Though one might have expected a rusty set—they admitted they hadn’t played a gig in well over a month– Musgraves and her Country & Western Rhinestone Revue were equal parts confident and articulate. Her voice, breathy and organic, hung in the air like the moon, only to be accentuated by pedal steel arrangements that swept over Brooklyn before the rain started to pick up. Responsively, Bob Marley’s “Three Little Birds” came out of the woodwork to lift spirits.

Her gregarious nature took force in between songs as she shed light on inspiration and challenges faced in her trajectory to stardom. Coming from a small town, trying to make it in a big city—a sentiment the plethora of NYC transplants could find solace in; or the obstinate stance she took when the music industry tried to dictate her debut plans to release “Merry Ground,” a song they believed to be too depressing. “If this is what I had to say to the world and it went down in flames, I would stand by it,” she told the crowd. Poignantly, she sang: “We think the first time’s good enough. So, we hold on to high school love. Sayin’ we won’t end up like our parents. Tiny little boxes in a row, ain’t whatcha want, it’s whatcha know.” For Musgraves, the ability to blend rhyme with reality, lyric to life, hardly goes unnoticed.

Earlier in the evening, Conor Oberst invited Musgraves on stage during his set to perform “Back On the Map” from her Same Trailer Different Park (2013) that blended the Bright Eyes singer and country girl’s voices together wonderfully. Additional highlights included a duet with Oberst on Hank Williams’ “Hey Good Lookin’” (“It’s like country and emo mixing perfectly, and I love it!” the Nashville songstress exclaimed) and asides from Musgraves about her stay in the Big Apple. A nod to TLC also surfaced (“No Scrubs”), and was received with ambivalence. But what took the cake was when the band dusted off Nancy Sinatra’s “These Boots Are Made for Walkin’” with Musgraves’ outfit replete with light-up sparkly cowboy boots.

If there’s one thing to note, the music that Kacey Musgraves has chosen to become a master of—or in her case, a mistress of—places her in a colorful corner of the universe, one adorned with five-foot neon cactus stage props and a merch store with enough Mary J paraphernalia to keep Willie Nelson smiling.

Brian Wilson by Brian Bowen Smith
Brian Wilson by Brian Bowen Smith

Brian Wilson’s Pet Sounds

Northside ended with a bang come Sunday as 73-year old Brian Wilson celebrated the 50th anniversary of seminal Beach Boys album Pet Sounds. Along with his band, which included other surviving Beach Boy member Al Jardine, son Matt Jardine and Blondie Chaplin, known for his contributions with the Rolling Stones and 70s-era Beach Boys, helped to create a wall of sound that could be heard throughout the streets of Williamsburg. To begin the 23-song set, staples like “California Girls,” I Get Around,” and “Surfer Girl” had band and crowd uttering in universal dialogue.
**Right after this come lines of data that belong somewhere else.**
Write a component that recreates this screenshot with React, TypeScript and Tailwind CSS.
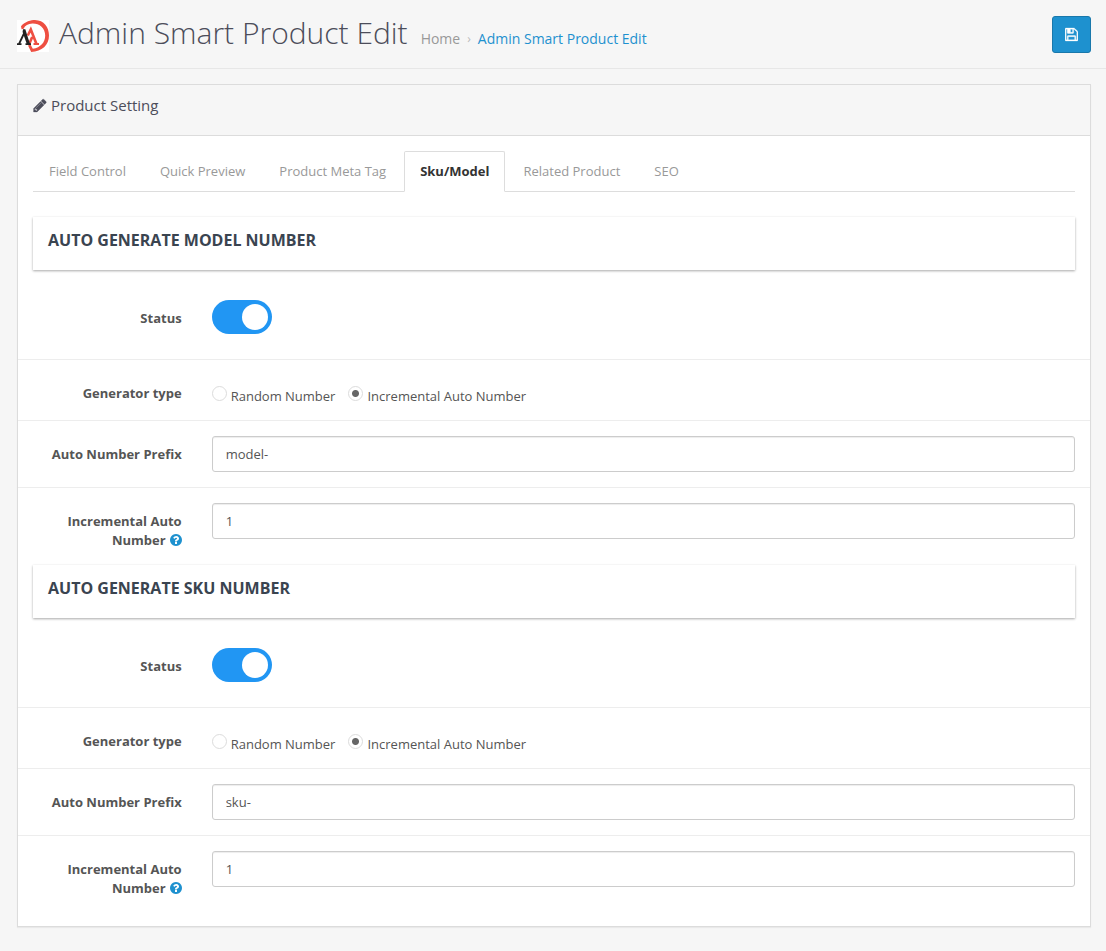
import React, { useState } from 'react';

const FloppyIcon = ({ className }: { className?: string }) => (
    <svg
        viewBox="0 0 1536 1792"
        fill="currentColor"
        stroke="currentColor"
        strokeWidth="40"
        className={className}
        aria-hidden="true"
    >
        <path d="M384 1536h768v-384h-768v384zm896 0h128v-896q0-14-10-38.5t-20-34.5l-281-281q-10-10-34-20t-39-10v416q0 40-28 68t-68 28h-576q-40 0-68-28t-28-68v-416h-128v1280h128v-416q0-40 28-68t68-28h832q40 0 68 28t28 68v416zm-384-928v-320q0-13-9.5-22.5t-22.5-9.5h-192q-13 0-22.5 9.5t-9.5 22.5v320q0 13 9.5 22.5t22.5 9.5h192q13 0 22.5-9.5t9.5-22.5zm640 32v928q0 40-28 68t-68 28h-1344q-40 0-68-28t-28-68v-1344q0-40 28-68t68-28h928q40 0 88 20t76 48l280 280q28 28 48 76t20 88z" />
    </svg>
);

const PencilIcon = ({ className }: { className?: string }) => (
    <svg
        viewBox="128 0 1536 1792"
        fill="currentColor"
        stroke="currentColor"
        strokeWidth="40"
        className={className}
        aria-hidden="true"
    >
        <path d="M491 1536l91-91-235-235-91 91v107h128v128h107zm523-928q0-22-22-22-10 0-17 7l-542 542q-7 7-7 17 0 22 22 22 10 0 17-7l542-542q7-7 7-17zm-54-192l416 416-832 832h-416v-416zm683 96q0 53-37 90l-166 166-416-416 166-165q36-38 90-38 53 0 91 38l235 234q37 39 37 91z" />
    </svg>
);

const HelpIcon = ({ className }: { className?: string }) => (
    <svg
        viewBox="128 128 1536 1536"
        fill="currentColor"
        className={className}
        aria-hidden="true"
    >
        <path d="M1024 1376v-192q0-14-9-23t-23-9h-192q-14 0-23 9t-9 23v192q0 14 9 23t23 9h192q14 0 23-9t9-23zm256-672q0-88-55.5-163t-138.5-116-170-41q-243 0-371 213-15 24 8 42l132 100q7 6 19 6 16 0 25-12 53-68 86-92 34-24 86-24 48 0 85.5 26t37.5 59q0 38-20 61t-68 45q-63 28-115.5 86.5t-52.5 125.5v36q0 14 9 23t23 9h192q14 0 23-9t9-23q0-19 21.5-49.5t54.5-49.5q32-18 49-28.5t46-35 44.5-48 28-60.5 12.5-81zm384 192q0 209-103 385.5t-279.5 279.5-385.5 103-385.5-103-279.5-279.5-103-385.5 103-385.5 279.5-279.5 385.5-103 385.5 103 279.5 279.5 103 385.5z" />
    </svg>
);

const Logo = () => (
    <svg viewBox="0 0 32 32" className="mt-1 size-8 bg-white" aria-hidden="true">
        <path
            d="M4 6.2C8 1.500 14 0 18 0C27 .3 32 7 32 15.500C32 25 25 31.500 14.200 32L11 25.500L13.500 24.500L15.800 28.800C23.500 27.500 28.200 22.500 28.200 15.500C28.200 8 22.500 3.300 15.500 3.400C11 3.500 8 5.200 6.600 8.800L4.600 9.200Z"
            fill="#ee4f42"
        />
        <path
            d="M10.800 15.500L13.800 9.500L19.300 23.500M12 24.500L15.200 17"
            fill="none"
            stroke="#ee4f42"
            strokeWidth="2.600"
        />
        <path d="M16.500 23h5.500v2h-5.500z" fill="#ee4f42" />
        <path
            d="M2 24L7.200 13"
            fill="none"
            stroke="#222"
            strokeWidth="1.800"
        />
        <path d="M6 9.200H8.300L13 24H9.800L5.600 12Z" fill="#222" />
        <path d="M0 23.200h4.500v1.800h-4.500zM8.500 23.200h5.500v1.800h-5.500z" fill="#222" />
    </svg>
);

const tabs = [
    'Field Control',
    'Quick Preview',
    'Product Meta Tag',
    'Sku/Model',
    'Related Product',
    'SEO',
];

const Row = ({
    label,
    htmlFor,
    help,
    className = 'py-[15px]',
    children,
}: {
    label: string;
    htmlFor?: string;
    help?: boolean;
    className?: string;
    children: React.ReactNode;
}) => {
    return (
        <div className={`flex items-start ${className}`}>
            <label
                htmlFor={htmlFor}
                className="w-1/6 shrink-0 px-[15px] pt-[9px] text-right font-bold"
            >
                {label}
                {help && (
                    <HelpIcon className="ml-1 inline-block size-3 align-[-1px] text-[#1e91cf]" />
                )}
            </label>
            <div className="min-w-0 flex-1 px-[15px]">{children}</div>
        </div>
    );
};

const Radio = ({
    name,
    label,
    checked,
    onChange,
}: {
    name: string;
    label: string;
    checked: boolean;
    onChange: () => void;
}) => {
    return (
        <label className="flex items-start">
            <input
                type="radio"
                name={name}
                checked={checked}
                onChange={onChange}
                className="mr-1 size-[15px] appearance-none rounded-full border border-[#dcdcdc] bg-white checked:bg-[radial-gradient(circle,#666_3px,transparent_4px)]"
            />
            <span className="pt-px">{label}</span>
        </label>
    );
};

const GeneratorSection = ({
    id,
    title,
    defaultPrefix,
}: {
    id: string;
    title: string;
    defaultPrefix: string;
}) => {
    const [enabled, setEnabled] = useState(true);
    const [type, setType] = useState('incremental');
    const [prefix, setPrefix] = useState(defaultPrefix);
    const [start, setStart] = useState('1');

    const inputClass =
        'block h-9 w-full rounded-[3px] border border-[#ccc] bg-white px-[13px] text-[13px] text-[#555] shadow-[inset_0_1px_1px_rgba(0,0,0,0.075)] outline-none focus:border-[#66afe9]';

    return (
        <section>
            <h2 className="mx-[15px] h-[53px] px-[15px] pt-3 text-base leading-[22px] font-bold text-[#3a4450] shadow-[0_1px_3px_rgba(0,0,0,0.12),0_1px_2px_rgba(0,0,0,0.24)]">
                {title}
            </h2>
            <div className="divide-y divide-[#ededed]">
                <Row
                    label="Status"
                    htmlFor={`${id}-status`}
                    className="pt-[30px] pb-[25px]"
                >
                    <input
                        id={`${id}-status`}
                        type="checkbox"
                        role="switch"
                        checked={enabled}
                        onChange={(e) => setEnabled(e.target.checked)}
                        className="block h-[34px] w-[60px] cursor-pointer appearance-none rounded-full bg-[#ccc] p-1 before:block before:size-[26px] before:rounded-full before:bg-white checked:bg-[#2196f3] checked:before:ml-[26px]"
                    />
                </Row>
                <Row label="Generator type" className="pt-[15px] pb-[14px]">
                    <div
                        role="radiogroup"
                        aria-label="Generator type"
                        className="flex gap-[13px] pt-[11px]"
                    >
                        <Radio
                            name={`${id}-type`}
                            label="Random Number"
                            checked={type === 'random'}
                            onChange={() => setType('random')}
                        />
                        <Radio
                            name={`${id}-type`}
                            label="Incremental Auto Number"
                            checked={type === 'incremental'}
                            onChange={() => setType('incremental')}
                        />
                    </div>
                </Row>
                <Row label="Auto Number Prefix" htmlFor={`${id}-prefix`}>
                    <input
                        id={`${id}-prefix`}
                        type="text"
                        value={prefix}
                        onChange={(e) => setPrefix(e.target.value)}
                        className={inputClass}
                    />
                </Row>
                <Row
                    label="Incremental Auto Number"
                    htmlFor={`${id}-start`}
                    help
                >
                    <input
                        id={`${id}-start`}
                        type="text"
                        value={start}
                        onChange={(e) => setStart(e.target.value)}
                        className={inputClass}
                    />
                </Row>
            </div>
        </section>
    );
};

export default function App() {
    const [activeTab, setActiveTab] = useState('Sku/Model');

    return (
        <div className="min-h-screen bg-[#f6f6f6] pb-[23px] font-['Open_Sans',sans-serif] text-[13px] leading-[19px] text-[#555]">
            <header className="flex items-start justify-between border-b border-[#e7e7e7] pt-4 pr-[15px] pb-[15px] pl-[17px]">
                <div className="flex items-start">
                    <Logo />
                    <h1 className="ml-[10px] text-[30px] leading-[34px] font-light text-[#4c4d5a]">
                        Admin Smart Product Edit
                    </h1>
                    <nav className="ml-[13px] flex items-center pt-[13px] text-sm">
                        <a href="#home" className="text-[#999]">
                            Home
                        </a>
                        <span className="px-[7px] text-xs text-[#bbb]">›</span>
                        <a href="#edit" className="text-[#1e91cf]">
                            Admin Smart Product Edit
                        </a>
                    </nav>
                </div>
                <button
                    type="button"
                    aria-label="Save"
                    className="flex h-[37px] w-[39px] items-center justify-center rounded-[3px] border border-[#1978ab] bg-[#1e91cf] text-white"
                >
                    <FloppyIcon className="h-[15px] w-[13px]" />
                </button>
            </header>
            <main className="pt-[15px] pr-[15px] pl-[17px]">
                <div className="border border-[#dcdcdc] bg-white shadow-[0_1px_1px_rgba(0,0,0,0.05)]">
                    <div className="flex items-start border-b border-[#dcdcdc] bg-[#f6f6f6] px-[15px] pt-[10px] pb-5">
                        <PencilIcon className="mt-[3px] mr-1 h-[15px] w-[14px] text-[#4c4d5a]" />
                        <h3 className="text-[15px] leading-5 text-[#4c4d5a]">
                            Product Setting
                        </h3>
                    </div>
                    <div className="pt-[15px] pb-[13px]">
                        <div
                            role="tablist"
                            className="mx-[15px] mb-[25px] flex gap-[2px] border-b border-[#ddd]"
                        >
                            {tabs.map((tab) => (
                                <button
                                    key={tab}
                                    type="button"
                                    role="tab"
                                    aria-selected={tab === activeTab}
                                    onClick={() => setActiveTab(tab)}
                                    className={`-mb-px rounded-t-[2px] border px-[15px] py-[10px] ${
                                        tab === activeTab
                                            ? 'border-[#ddd] border-b-white bg-white font-bold text-[#333]'
                                            : 'border-transparent text-[#999]'
                                    }`}
                                >
                                    {tab}
                                </button>
                            ))}
                        </div>
                        <GeneratorSection
                            id="model"
                            title="AUTO GENERATE MODEL NUMBER"
                            defaultPrefix="model-"
                        />
                        <GeneratorSection
                            id="sku"
                            title="AUTO GENERATE SKU NUMBER"
                            defaultPrefix="sku-"
                        />
                    </div>
                </div>
            </main>
        </div>
    );
}
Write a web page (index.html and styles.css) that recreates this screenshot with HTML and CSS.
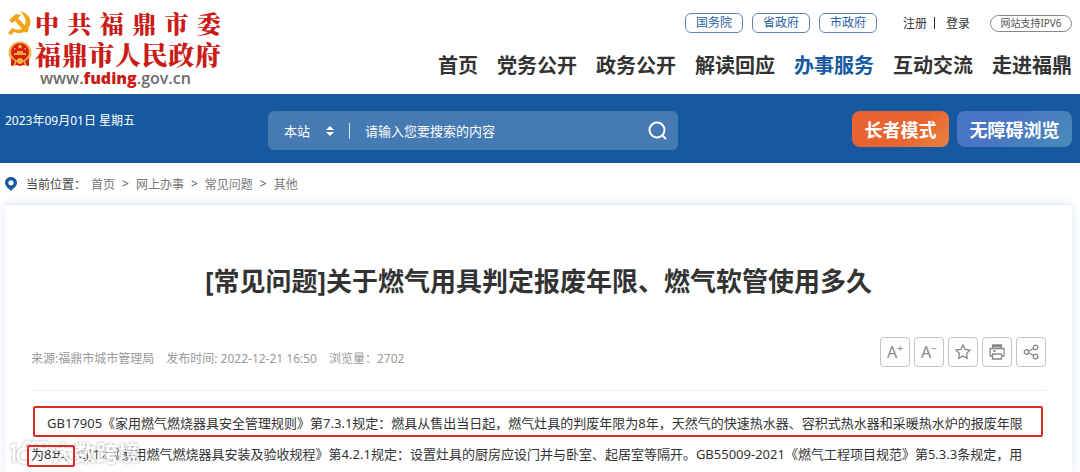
FILE: index.html
```
<!DOCTYPE html>
<html lang="zh-CN">
<head>
  <meta charset="UTF-8">
  <title>关于燃气用具判定报废年限、燃气软管使用多久</title>
  <link rel="stylesheet" href="styles.css">
</head>
<body>

  <header class="header">
    <a class="logo" href="#">
      <svg class="emblem" viewBox="0 0 24 24">
        <path d="M12 0C20 2 24 8 22 14C20 21 12 24 6 21L3 24L0 22L4 17C9 20 15 19 17 14C19 9 16 4 12 0Z" fill="#f2a516"/>
        <path d="M1 9L8 3L13 4L10 7L21 19L18 22L7 10L4 12Z" fill="#f2a516"/>
      </svg>
      <span class="logo-name party"><span>中</span><span>共</span><span>福</span><span>鼎</span><span>市</span><span>委</span></span>
      <svg class="emblem" viewBox="0 0 24 26">
        <circle cx="12" cy="12" r="11.5" fill="#eeb84c"/>
        <circle cx="12" cy="11" r="9" fill="#d91f17"/>
        <path d="M12 3l.8 1.800h1.800l-1.400 1.200.5 1.800-1.700-1-1.700 1 .5-1.800-1.400-1.200h1.800z" fill="#f6d04d"/>
        <path d="M6 14h12v-2h-3v-2H9v2H6zM6 7h1.500v1.500H6zM16.500 7H18v1.500h-1.500z" fill="#f6a83a"/>
        <path d="M3 17l5 2h8l5-2v8l-5-1-4 1-4-1-5 1z" fill="#d91f17"/>
        <path d="M4 17l4 3h8l4-3M8 20l-2 5M16 20l2 5" fill="none" stroke="#f0b63a" stroke-width="1.500"/>
        <circle cx="12" cy="20" r="3" fill="#f0b63a"/>
      </svg>
      <span class="logo-name"><span>福</span><span>鼎</span><span>市</span><span>人</span><span>民</span><span>政</span><span>府</span></span>
      <span class="logo-url">www.<b>fuding</b>.gov.cn</span>
    </a>

    <div class="header-right">
      <div class="top-links">
        <a class="gov" href="#">国务院</a>
        <a class="gov" href="#">省政府</a>
        <a class="gov" href="#">市政府</a>
        <span class="login"><a href="#">注册</a><i></i><a href="#">登录</a></span>
        <a class="ipv6" href="#">网站支持IPV6</a>
      </div>
      <nav class="nav">
        <a href="#">首页</a>
        <a href="#">党务公开</a>
        <a href="#">政务公开</a>
        <a href="#">解读回应</a>
        <a class="active" href="#">办事服务</a>
        <a href="#">互动交流</a>
        <a href="#">走进福鼎</a>
      </nav>
    </div>
  </header>

  <div class="banner">
    <div class="date">2023年09月01日 星期五</div>
    <form class="search">
      <span class="scope">
        <select aria-label="搜索范围"><option>本站</option></select>
        <svg viewBox="0 0 8 12"><path d="M4 1l4 4H0zM4 11l4-4H0z" fill="#fff"/></svg>
      </span>
      <input type="text" aria-label="搜索" placeholder="请输入您要搜索的内容">
      <button type="button" aria-label="搜索">
        <svg viewBox="0 0 20 20" fill="none" stroke="#fff" stroke-width="2"><circle cx="9" cy="9" r="7.500"/><path d="M14 14l4 4"/></svg>
      </button>
    </form>
    <div class="modes">
      <button class="mode elder" type="button">长者模式</button>
      <button class="mode barrier" type="button">无障碍浏览</button>
    </div>
  </div>

  <nav class="crumbs">
    <svg viewBox="0 0 12 14"><path d="M6 0C2.500 0 0 2.600 0 5.800C0 9 3 11 6 14C9 11 12 9 12 5.800C12 2.600 9.500 0 6 0ZM6 3.200a2.600 2.600 0 1 1 0 5.200a2.600 2.600 0 0 1 0-5.200Z" fill="#1659a0"/></svg>
    <span class="here">当前位置：</span>
    <a href="#">首页</a><span>&gt;</span>
    <a href="#">网上办事</a><span>&gt;</span>
    <a href="#">常见问题</a><span>&gt;</span>
    <a href="#">其他</a>
  </nav>

  <main class="card">
    <h1>[常见问题]关于燃气用具判定报废年限、燃气软管使用多久</h1>

    <div class="meta">
      <span>来源:福鼎市城市管理局</span>
      <span>发布时间: 2022-12-21 16:50</span>
      <span>浏览量：2702</span>
      <div class="tools">
        <button type="button" aria-label="放大字体">A<sup>+</sup></button>
        <button type="button" aria-label="缩小字体">A<sup>−</sup></button>
        <button type="button" aria-label="收藏">
          <svg viewBox="0 0 16 16"><path d="M8 1l2.100 4.400 4.900.7-3.500 3.400.8 4.900L8 12.100l-4.300 2.300.8-4.900L1 6.100l4.900-.7z"/></svg>
        </button>
        <button type="button" aria-label="打印">
          <svg viewBox="0 0 16 16"><path d="M3.500 4.500V1h9v3.500M3.500 12H1V4.500h14V12h-2.500M3.500 10h9v5h-9zM4 7h3M3.500 2.500h9"/></svg>
        </button>
        <button type="button" aria-label="分享">
          <svg viewBox="0 0 16 16"><circle cx="3.500" cy="8" r="2.300"/><circle cx="12.500" cy="3.500" r="2.300"/><circle cx="12.500" cy="12.500" r="2.300"/><path d="M5.600 7l4.800-2.500M5.600 9l4.800 2.500"/></svg>
        </button>
      </div>
    </div>

    <div class="article">
      <p>GB17905《家用燃气燃烧器具安全管理规则》第7.3.1规定：燃具从售出当日起，燃气灶具的判废年限为8年，天然气的快速热水器、容积式热水器和采暖热水炉的报废年限<br>为8年。CJJ12《家用燃气燃烧器具安装及验收规程》第4.2.1规定：设置灶具的厨房应设门并与卧室、起居室等隔开。GB55009-2021《燃气工程项目规范》第5.3.3条规定，用</p>
      <div class="watermark">
        <svg viewBox="0 0 42 26" fill="none" stroke="#fff" stroke-width="3">
          <path d="M1 7l4-2v18"/>
          <path d="M20 10a7 7 0 1 0 1 10"/>
          <path d="M15 9V6a4 4 0 0 1 8 0v3V6a4 4 0 0 1 8 0v2"/>
          <circle cx="35" cy="6" r="4"/>
        </svg>
        <span>大数跨境</span>
      </div>
      <div class="mark mark-line"></div>
      <div class="mark mark-years"></div>
    </div>
  </main>

</body>
</html>
```
FILE: styles.css
```
* {
  box-sizing: border-box;
}
body {
  display: flex;
  flex-direction: column;
  min-height: 100vh;
  margin: 0;
  font-family: "Noto Sans", "Noto Sans CJK SC", sans-serif;
  font-size: 12px;
  color: #333;
  background: #fff;
}
a {
  color: inherit;
  text-decoration: none;
}
button, input, select {
  font-family: inherit;
  border: none;
  background: none;
  padding: 0;
}
button {
  cursor: pointer;
}

/* header */
.header {
  display: flex;
  justify-content: space-between;
  height: 94px;
  padding: 8px 8px 0;
}
.logo {
  display: grid;
  grid-template-columns: 24px 186px;
  grid-template-rows: 30px 32px 16px;
  column-gap: 3px;
  align-items: center;
}
.emblem {
  width: 24px;
  height: 26px;
}
.logo-name {
  display: flex;
  justify-content: space-between;
  font-family: "Noto Serif CJK SC", "Noto Sans CJK SC", serif;
  font-size: 26px;
  font-weight: 900;
  line-height: 30px;
  color: #cb1b16;
}
.party {
  font-size: 24px;
}
.logo-url {
  grid-column: 1 / 3;
  padding-left: 32px;
  font-family: "Open Sans", sans-serif;
  font-size: 16px;
  font-weight: 600;
  line-height: 16px;
  color: #6b6b6b;
}
.logo-url b {
  color: #cb1b16;
}
.header-right {
  display: flex;
  flex-direction: column;
  align-items: flex-end;
}
.top-links {
  display: flex;
  align-items: center;
  margin-top: 5px;
}
.gov {
  width: 58px;
  margin-right: 9px;
  border: 1px solid #5c86ba;
  border-radius: 6px;
  line-height: 18px;
  text-align: center;
  color: #2a62a6;
}
.login {
  display: flex;
  align-items: center;
  margin: 0 20px 0 17px;
}
.login i {
  width: 1px;
  height: 12px;
  margin: 0 11px 0 7px;
  background: #333;
}
.ipv6 {
  width: 82px;
  border: 1px solid #888;
  border-radius: 9px;
  font-size: 10px;
  line-height: 15px;
  text-align: center;
  color: #555;
}
.nav {
  display: flex;
  gap: 19px;
  margin-top: 18px;
  font-size: 20px;
  font-weight: bold;
  line-height: 30px;
}
.nav .active {
  color: #1659a0;
}

/* search banner */
.banner {
  display: flex;
  justify-content: space-between;
  align-items: flex-start;
  height: 69px;
  padding: 17px 8px 0 5px;
  background: #1659a0;
  color: #fff;
}
.date {
  width: 263px;
  line-height: 20px;
}
.search {
  display: flex;
  align-items: center;
  flex: 0 1 410px;
  height: 39px;
  padding: 0 10px 0 16px;
  border-radius: 6px;
  background: #467ab3;
}
.scope {
  display: flex;
  align-items: center;
  justify-content: space-between;
  width: 66px;
  height: 16px;
  padding-right: 15px;
  border-right: 1px solid #dce6f1;
}
.scope svg {
  width: 8px;
  height: 12px;
}
.search select {
  appearance: none;
  width: 32px;
  font-size: 13px;
  color: #fff;
}
.search input {
  flex: 1;
  min-width: 0;
  padding-left: 15px;
  font-size: 13px;
  color: #fff;
  outline: none;
}
.search input::placeholder {
  color: #fff;
}
.search button, .search button svg {
  display: block;
  width: 20px;
  height: 20px;
}
.modes {
  display: flex;
  justify-content: flex-end;
  gap: 8px;
  flex: 1;
}
.mode {
  width: 97px;
  height: 36px;
  border-radius: 8px;
  font-size: 18px;
  font-weight: bold;
  color: #fff;
}
.elder {
  background: linear-gradient(135deg, #e8632f 60%, #ea8340);
}
.barrier {
  width: 115px;
  background: linear-gradient(135deg, #4a75c4 40%, #468cb8);
}

/* breadcrumb */
.crumbs {
  display: flex;
  align-items: center;
  height: 41px;
  padding-left: 5px;
  color: #777;
}
.crumbs svg {
  width: 12px;
  height: 14px;
}
.crumbs span {
  margin: 0 7px;
  color: #555;
}
.crumbs .here {
  margin: 0 5px 0 9px;
  color: #444;
}

/* article */
.card {
  flex: 1;
  margin: 0 8px 0 5px;
  padding: 54px 26px 0;
  border-top: 1px solid #e9ecf0;
  box-shadow: 0 0 12px #dfe9f5;
  background: #fff;
}
h1 {
  margin: 0;
  font-size: 26px;
  line-height: 44px;
  text-align: center;
}
.meta {
  display: flex;
  align-items: center;
  gap: 12px;
  height: 88px;
  padding-top: 22px;
  border-bottom: 1px solid #eee;
  color: #999;
}
.tools {
  display: flex;
  gap: 4px;
  margin-left: auto;
  margin-top: -12px;
}
.tools button {
  display: flex;
  align-items: center;
  justify-content: center;
  width: 30px;
  height: 30px;
  border: 1px solid #c4c4c4;
  border-radius: 4px;
  font-size: 16px;
  color: #888;
}
.tools sup {
  align-self: flex-start;
  font-size: 10px;
  line-height: 20px;
}
.tools svg {
  width: 16px;
  height: 16px;
  fill: none;
  stroke: #888;
  stroke-width: 1.3;
}
.article {
  position: relative;
  padding-top: 17px;
}
.article p {
  margin: 0;
  font-size: 13px;
  line-height: 31px;
  text-indent: 16px;
  white-space: nowrap;
}
.mark {
  position: absolute;
  border: 2px solid #dc2b24;
  border-radius: 2px;
}
.mark-line {
  top: 15px;
  left: 2px;
  right: 3px;
  height: 31px;
}
.mark-years {
  top: 54px;
  left: -4px;
  width: 48px;
  height: 22px;
}
.watermark {
  position: absolute;
  top: 46px;
  left: -22px;
  display: flex;
  align-items: center;
  gap: 1px;
  font-size: 22px;
  font-weight: bold;
  line-height: 31px;
  color: #fff;
  text-shadow: 0 0 3px #888;
  opacity: 0.8;
}
.watermark svg {
  width: 42px;
  height: 26px;
  filter: drop-shadow(0 0 1px #888);
}
```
Matt Jardine lent his falsetto on “Don’t Worry Baby,” which was met by some opposition by fans pining after a sound from half a century ago. For less fortunate fans that have never seen the Beach Boys live, Jardine’s approach satiated our fix. Afterwards, donning a denim jacket with a matching cool demeanor was Blondie Chaplin with the emotional grit of “Sail On, Sailor.”  In 1973, the Beach Boys hired the South African musician to sing lead on the Holland track because of his soulful voice. Punctuating every verse with a heartening “Sail on, sail on, sailor,” he invited the crowd to belt along; hard it was to not be caught in the undertow of its ebb-and-flow melody.

Pet Sounds got the attention it deserved with two drummers, a plethora of guitarists and keyboard players, horns, and sax to create that classic Beach Boys sound. Though a lot could be said for this act—the seductive sax solo on “Let’s Go Away For Awhile,” Wilson’s banter in between songs—the highlight came by way of “God Only Knows.” Bathing in a pool of blue lighting with his piano, Wilson tugged at heartstrings, and his voice must have possessed the power of the moon, because during those three minutes, everyone gravitated towards love. Wrapping up the album, “Caroline, No” chugged along with its notable train whistle blasting over the speaker to which fans nearby hoped it would not conclude the set. In response, Wilson exclaimed that it was a good vibration, before the band jumped into the psychedelic anthem Rolling Stone called one of 500 Greatest Songs Of All Time: “Good Vibrations.” Harnessing energy from the crowd, Wilson and company did an exceptional job of transporting us to a place less chaotic than today. One thing worth mentioning was right after the bridge (gotta keep those good vibrations), and that split second when the band stops on a dime… the crowd was in such a frenzy for that final chorus, that when Wilson did finally utter, “Gooooood, gooooood” everyone exploded like a can of soda that’s just been shaken. Afterwards “Barbara Ann,” “Surfin’ U.S.A.” and “Fun Fun Fun” capped the night on an evening we are so fortunate to have experienced. For many, it was a nostalgic time to reminisce over a catalogue that has stood the test of time. “Pet Sounds is so enduring for me,” Wilson once remarked, “because it is music that brought love to people. That’s what I was feeling in my heart…” In retrospect, the night took on new meaning having later learned of Orlando’s tragedy. Thank you, Brian Wilson, for reminding us what it’s all about.